Kallion’s mission is “to design and develop communities around the study of the Humanities, in order to unlock the human talent for creative, benevolent, and lasting improvements to our common condition.” Here is the language we use to talk about this mission.

Kallion’s name comes from the ancient Greek adjective, kaloskalēkalon, which can mean “good,” “fine,” “noble,” or “beautiful.” kallion is the comparative adjective, which means “more kalon” or “better.” Kallion’s mantra, kalliaze!, is a combination of the word kallion and the directional suffix -aze (“toward”), meaning “toward the better” or “on to better things.”

The Kallion logo is the signal fire, a reference to an ancient practice of transmitting important information across vast distances.

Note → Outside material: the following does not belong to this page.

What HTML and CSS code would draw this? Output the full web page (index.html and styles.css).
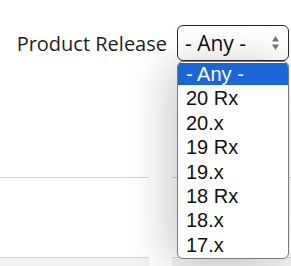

The signal fire logo represents Kallion’s commitment to “Elevating Leadership through the Humanities” and to transmitting our best practices to communities across the globe and through time.


Kallion believes that the study of the humanities can promote  leadership development in a number of interconnected ways:

  • appreciation: studying the humanities can help us understand what leadership is, how it works, the many forms it takes, and the many situations in which people may practice it.
  • behavior: studying the humanities can increase the frequency and quality of our leadership behavior, for example, speaking up about a problem, taking the perspectives of others, crafting a helpful metaphor, or setting a vision for a community to aspire to (here is a fuller list of possible leadership behaviors). As such, studying the humanities is about developing the character and skills that go into leadership.
  • relationships: studying the humanities can enable us to diagnose the ways in which we relate to others, in order to form more collaborative partnerships and to avoid relationships that are not conducive to meeting the needs of others.
  • decision-making: studying the humanities can inform our decision-making, especially as it pertains to our courses of study, the organizations we choose to belong to, and our career paths.
  • foresight: studying the humanities can enable us to think through our decisions to predict how they will go.

Paraphrasing the ancient Athenian author Xenophon, Kallion treats  leadership as the practice of “seeing to it that others have what they need and become what they need to be” (The Education of Cyrus 1.6.7). For Kallion, leading is about providing for others and helping them develop the skills and character they need. Studying the humanities helps us both understand our human needs at the deepest possible level and how to meet them.

Kallion does not use the term “leader” in one of its most common meanings, namely, to refer to a subset of humanity who, by nature or training, is presumed to have a fixed identity for all occasions. Kallion believes instead that everyone has the potential to be an agent of leadership. The trick is find the motivation and discover the opportunities we all have to show leadership.

Kallion understands the humanities to include humanity’s collective record of art, music, literature, philosophy, and history across all cultures and all times. Kallion understands that the study of the humanities, while serving as the foundation of leadership development, should be informed and guided by the sciences and social sciences.

Studying this humanistic record is something more than simply experiencing it or imitating it, as one might do in watching a movie or listening to a song. Studying is a slower, more reflective process, one that focuses on details, context, analysis, and interconnectedness. Study allows for multiple meanings and changing perspectives. Study is motivated by passionate curiosity and dispassionate reasoning. It has the goal of knowledge and personal development. Study involves taking ownership of one’s understanding, crafting one’s own “distillation” of a complex work rather than relying on someone else to distill it for you.


Kallion understands humanities educators to be  leadership trainers in the sense that these educators are capable of training others to study the humanities for the purpose of leadership development.

Kallion promotes the study of the humanities for leadership development through communities. Kallion understands community involvement to entail an ongoing commitment of time, energy, ideas, and resources on the part of all its members for the health and well-being of the community. Kallion communities are made up of diverse members with multiple identities as educators, learners, professionals, researchers,  writers, and performers. The members of these communities think with each other in two senses: (1) members share information, insights, and reactions to the works of the humanities they study with each otherand (2) the members absorb and think with the perspectives of their fellow-members as they navigate their own leadership challenges. This community-focused approach increases the likelihood that members will study the humanities for leadership development in a broad, open-minded, and common-sense way.